| Task description |
Which lines hold the word "styles"? Copy each one.

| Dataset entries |
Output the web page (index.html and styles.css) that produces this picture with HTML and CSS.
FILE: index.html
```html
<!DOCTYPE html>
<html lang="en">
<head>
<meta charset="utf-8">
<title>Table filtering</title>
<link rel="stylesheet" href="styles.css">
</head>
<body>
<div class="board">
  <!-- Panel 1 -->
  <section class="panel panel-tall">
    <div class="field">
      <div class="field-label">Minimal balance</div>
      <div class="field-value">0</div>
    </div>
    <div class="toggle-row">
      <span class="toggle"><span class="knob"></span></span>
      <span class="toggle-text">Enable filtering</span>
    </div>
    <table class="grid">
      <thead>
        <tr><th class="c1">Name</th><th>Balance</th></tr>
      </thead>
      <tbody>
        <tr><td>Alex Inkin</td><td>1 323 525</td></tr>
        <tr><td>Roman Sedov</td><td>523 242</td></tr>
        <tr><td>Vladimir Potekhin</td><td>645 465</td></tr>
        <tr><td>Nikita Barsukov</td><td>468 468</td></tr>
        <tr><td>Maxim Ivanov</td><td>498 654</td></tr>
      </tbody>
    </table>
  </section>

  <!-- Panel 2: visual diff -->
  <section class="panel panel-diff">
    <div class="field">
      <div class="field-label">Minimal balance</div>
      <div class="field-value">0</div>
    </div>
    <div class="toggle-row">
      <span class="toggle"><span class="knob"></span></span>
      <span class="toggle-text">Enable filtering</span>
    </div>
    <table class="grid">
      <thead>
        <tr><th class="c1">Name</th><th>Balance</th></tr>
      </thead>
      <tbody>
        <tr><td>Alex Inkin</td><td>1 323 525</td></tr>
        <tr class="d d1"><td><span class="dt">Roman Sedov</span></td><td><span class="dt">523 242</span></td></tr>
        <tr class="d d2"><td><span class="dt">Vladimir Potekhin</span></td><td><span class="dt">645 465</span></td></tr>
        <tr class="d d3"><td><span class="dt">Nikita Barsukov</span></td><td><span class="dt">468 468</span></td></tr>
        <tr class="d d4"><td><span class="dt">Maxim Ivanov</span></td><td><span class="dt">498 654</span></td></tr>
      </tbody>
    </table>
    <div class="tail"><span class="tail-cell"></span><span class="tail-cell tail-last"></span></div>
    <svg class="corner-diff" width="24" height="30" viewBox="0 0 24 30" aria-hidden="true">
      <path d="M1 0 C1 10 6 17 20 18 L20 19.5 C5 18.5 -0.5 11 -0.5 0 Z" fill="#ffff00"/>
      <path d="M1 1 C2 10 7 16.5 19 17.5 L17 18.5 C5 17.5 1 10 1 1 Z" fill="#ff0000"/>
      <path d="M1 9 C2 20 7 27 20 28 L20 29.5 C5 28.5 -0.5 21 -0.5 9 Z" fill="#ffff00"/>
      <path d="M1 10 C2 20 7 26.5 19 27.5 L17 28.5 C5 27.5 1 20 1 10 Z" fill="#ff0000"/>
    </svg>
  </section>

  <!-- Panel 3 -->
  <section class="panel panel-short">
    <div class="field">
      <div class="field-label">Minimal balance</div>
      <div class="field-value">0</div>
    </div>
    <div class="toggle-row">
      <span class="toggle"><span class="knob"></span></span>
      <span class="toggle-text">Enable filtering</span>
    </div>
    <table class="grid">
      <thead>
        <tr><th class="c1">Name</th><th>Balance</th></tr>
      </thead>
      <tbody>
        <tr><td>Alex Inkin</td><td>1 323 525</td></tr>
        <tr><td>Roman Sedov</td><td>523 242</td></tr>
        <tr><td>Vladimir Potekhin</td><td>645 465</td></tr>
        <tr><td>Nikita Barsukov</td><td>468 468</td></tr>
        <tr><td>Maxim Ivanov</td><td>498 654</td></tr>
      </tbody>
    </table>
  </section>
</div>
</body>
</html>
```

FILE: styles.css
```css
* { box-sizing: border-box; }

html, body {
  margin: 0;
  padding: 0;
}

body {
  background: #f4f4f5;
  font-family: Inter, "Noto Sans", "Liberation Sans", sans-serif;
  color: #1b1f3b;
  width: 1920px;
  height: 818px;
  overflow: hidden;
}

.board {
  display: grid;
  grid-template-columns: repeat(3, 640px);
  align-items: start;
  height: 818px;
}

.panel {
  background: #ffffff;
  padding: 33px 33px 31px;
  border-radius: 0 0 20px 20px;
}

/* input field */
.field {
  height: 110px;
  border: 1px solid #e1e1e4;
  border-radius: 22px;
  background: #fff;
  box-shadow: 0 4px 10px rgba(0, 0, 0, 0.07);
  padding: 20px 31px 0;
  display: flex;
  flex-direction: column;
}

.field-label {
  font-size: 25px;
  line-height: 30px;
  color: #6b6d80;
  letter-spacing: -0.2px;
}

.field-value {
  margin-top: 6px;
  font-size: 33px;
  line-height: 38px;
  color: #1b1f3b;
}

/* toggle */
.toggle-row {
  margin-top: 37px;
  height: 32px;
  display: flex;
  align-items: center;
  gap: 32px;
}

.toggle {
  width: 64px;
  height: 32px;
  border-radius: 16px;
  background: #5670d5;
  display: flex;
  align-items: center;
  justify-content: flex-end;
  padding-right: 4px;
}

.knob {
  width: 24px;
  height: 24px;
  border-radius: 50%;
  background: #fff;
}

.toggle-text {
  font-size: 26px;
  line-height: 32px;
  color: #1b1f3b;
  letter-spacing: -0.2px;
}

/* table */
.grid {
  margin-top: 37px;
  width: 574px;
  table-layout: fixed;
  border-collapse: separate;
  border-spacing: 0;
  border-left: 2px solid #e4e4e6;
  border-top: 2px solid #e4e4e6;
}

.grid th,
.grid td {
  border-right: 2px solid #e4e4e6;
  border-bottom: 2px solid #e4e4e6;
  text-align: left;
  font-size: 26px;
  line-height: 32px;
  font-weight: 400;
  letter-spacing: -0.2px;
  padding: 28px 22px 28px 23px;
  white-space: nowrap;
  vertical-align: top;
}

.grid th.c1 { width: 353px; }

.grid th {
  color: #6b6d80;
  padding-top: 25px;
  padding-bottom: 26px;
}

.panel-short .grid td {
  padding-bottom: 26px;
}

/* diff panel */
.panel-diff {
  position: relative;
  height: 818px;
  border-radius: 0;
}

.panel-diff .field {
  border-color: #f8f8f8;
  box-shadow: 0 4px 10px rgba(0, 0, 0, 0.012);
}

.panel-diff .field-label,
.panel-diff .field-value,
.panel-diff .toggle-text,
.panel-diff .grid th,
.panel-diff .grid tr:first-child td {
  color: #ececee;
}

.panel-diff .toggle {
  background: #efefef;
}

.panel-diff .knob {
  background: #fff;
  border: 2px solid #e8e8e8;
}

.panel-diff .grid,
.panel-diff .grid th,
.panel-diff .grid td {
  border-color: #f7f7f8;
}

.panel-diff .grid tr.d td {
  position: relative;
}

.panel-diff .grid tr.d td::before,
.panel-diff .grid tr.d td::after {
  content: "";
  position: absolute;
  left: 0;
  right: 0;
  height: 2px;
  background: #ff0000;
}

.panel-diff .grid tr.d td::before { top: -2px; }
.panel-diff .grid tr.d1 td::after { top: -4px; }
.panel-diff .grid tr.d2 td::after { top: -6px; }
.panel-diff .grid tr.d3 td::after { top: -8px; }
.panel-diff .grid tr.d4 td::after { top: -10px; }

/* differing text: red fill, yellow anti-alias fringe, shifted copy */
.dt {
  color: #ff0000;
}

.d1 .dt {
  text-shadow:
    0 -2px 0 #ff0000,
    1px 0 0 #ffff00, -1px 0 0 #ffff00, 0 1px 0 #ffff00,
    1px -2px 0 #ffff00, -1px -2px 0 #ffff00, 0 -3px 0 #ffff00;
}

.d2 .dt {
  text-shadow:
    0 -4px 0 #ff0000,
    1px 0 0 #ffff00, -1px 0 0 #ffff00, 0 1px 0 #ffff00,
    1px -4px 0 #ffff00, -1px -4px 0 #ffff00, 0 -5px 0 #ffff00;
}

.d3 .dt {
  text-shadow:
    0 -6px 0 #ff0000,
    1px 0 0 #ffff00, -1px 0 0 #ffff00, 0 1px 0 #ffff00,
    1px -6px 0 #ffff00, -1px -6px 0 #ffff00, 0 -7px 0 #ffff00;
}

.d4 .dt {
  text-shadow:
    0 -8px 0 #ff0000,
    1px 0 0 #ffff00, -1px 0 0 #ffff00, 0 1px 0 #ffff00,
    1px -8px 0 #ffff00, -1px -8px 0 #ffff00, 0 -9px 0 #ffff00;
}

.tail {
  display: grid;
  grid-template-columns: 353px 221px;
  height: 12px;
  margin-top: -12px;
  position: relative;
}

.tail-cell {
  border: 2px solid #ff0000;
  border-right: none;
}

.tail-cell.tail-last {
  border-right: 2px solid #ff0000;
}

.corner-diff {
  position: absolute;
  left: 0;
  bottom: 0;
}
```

...

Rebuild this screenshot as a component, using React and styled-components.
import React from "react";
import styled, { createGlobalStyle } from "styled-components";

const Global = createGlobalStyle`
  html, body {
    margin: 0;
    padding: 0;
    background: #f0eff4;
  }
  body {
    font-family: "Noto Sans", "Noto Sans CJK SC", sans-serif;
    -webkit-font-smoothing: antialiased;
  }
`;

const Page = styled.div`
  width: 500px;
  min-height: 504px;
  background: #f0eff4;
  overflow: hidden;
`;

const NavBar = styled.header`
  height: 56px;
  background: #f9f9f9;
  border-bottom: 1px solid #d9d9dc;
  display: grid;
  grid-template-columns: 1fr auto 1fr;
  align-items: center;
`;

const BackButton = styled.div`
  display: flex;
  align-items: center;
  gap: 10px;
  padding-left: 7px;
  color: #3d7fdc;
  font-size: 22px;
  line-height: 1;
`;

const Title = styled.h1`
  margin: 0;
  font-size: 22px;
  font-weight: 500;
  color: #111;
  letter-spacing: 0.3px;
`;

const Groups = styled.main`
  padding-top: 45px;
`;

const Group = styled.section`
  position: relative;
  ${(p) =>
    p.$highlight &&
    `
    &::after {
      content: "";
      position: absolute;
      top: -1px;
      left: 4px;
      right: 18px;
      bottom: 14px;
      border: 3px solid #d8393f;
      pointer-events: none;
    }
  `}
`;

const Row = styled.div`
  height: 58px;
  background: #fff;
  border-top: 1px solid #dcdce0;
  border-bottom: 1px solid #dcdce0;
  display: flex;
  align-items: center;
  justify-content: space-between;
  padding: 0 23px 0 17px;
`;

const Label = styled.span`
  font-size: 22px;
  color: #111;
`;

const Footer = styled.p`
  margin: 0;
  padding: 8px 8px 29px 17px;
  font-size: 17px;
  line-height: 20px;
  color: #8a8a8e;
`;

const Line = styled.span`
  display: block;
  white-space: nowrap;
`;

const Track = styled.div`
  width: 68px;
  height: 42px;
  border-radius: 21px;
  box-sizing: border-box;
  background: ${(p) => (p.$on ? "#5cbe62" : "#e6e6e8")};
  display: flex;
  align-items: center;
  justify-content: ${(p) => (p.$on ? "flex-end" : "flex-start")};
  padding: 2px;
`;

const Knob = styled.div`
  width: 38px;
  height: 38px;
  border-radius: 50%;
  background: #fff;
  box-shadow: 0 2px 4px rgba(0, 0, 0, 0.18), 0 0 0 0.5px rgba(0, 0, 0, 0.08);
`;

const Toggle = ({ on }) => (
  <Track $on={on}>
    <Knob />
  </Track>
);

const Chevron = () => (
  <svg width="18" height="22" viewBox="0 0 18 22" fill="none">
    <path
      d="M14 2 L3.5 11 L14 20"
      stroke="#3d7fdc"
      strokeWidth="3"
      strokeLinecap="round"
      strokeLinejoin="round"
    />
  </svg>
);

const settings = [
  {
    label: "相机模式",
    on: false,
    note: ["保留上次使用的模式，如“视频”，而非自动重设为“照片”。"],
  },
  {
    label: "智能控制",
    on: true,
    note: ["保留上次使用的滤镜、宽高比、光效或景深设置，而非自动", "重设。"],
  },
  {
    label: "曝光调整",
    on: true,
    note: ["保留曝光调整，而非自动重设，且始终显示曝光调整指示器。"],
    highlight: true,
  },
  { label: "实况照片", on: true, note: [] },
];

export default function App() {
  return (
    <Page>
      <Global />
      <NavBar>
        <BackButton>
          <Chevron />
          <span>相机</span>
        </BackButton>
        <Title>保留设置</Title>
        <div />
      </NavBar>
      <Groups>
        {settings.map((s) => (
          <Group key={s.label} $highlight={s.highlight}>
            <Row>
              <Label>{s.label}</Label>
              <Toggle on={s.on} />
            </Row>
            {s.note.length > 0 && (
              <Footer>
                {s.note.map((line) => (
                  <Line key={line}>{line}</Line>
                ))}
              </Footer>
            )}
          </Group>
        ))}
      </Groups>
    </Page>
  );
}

| Full response |
Output the web page (index.html and styles.css) that produces this picture with HTML and CSS.
<link rel="stylesheet" href="styles.css">
FILE: styles.css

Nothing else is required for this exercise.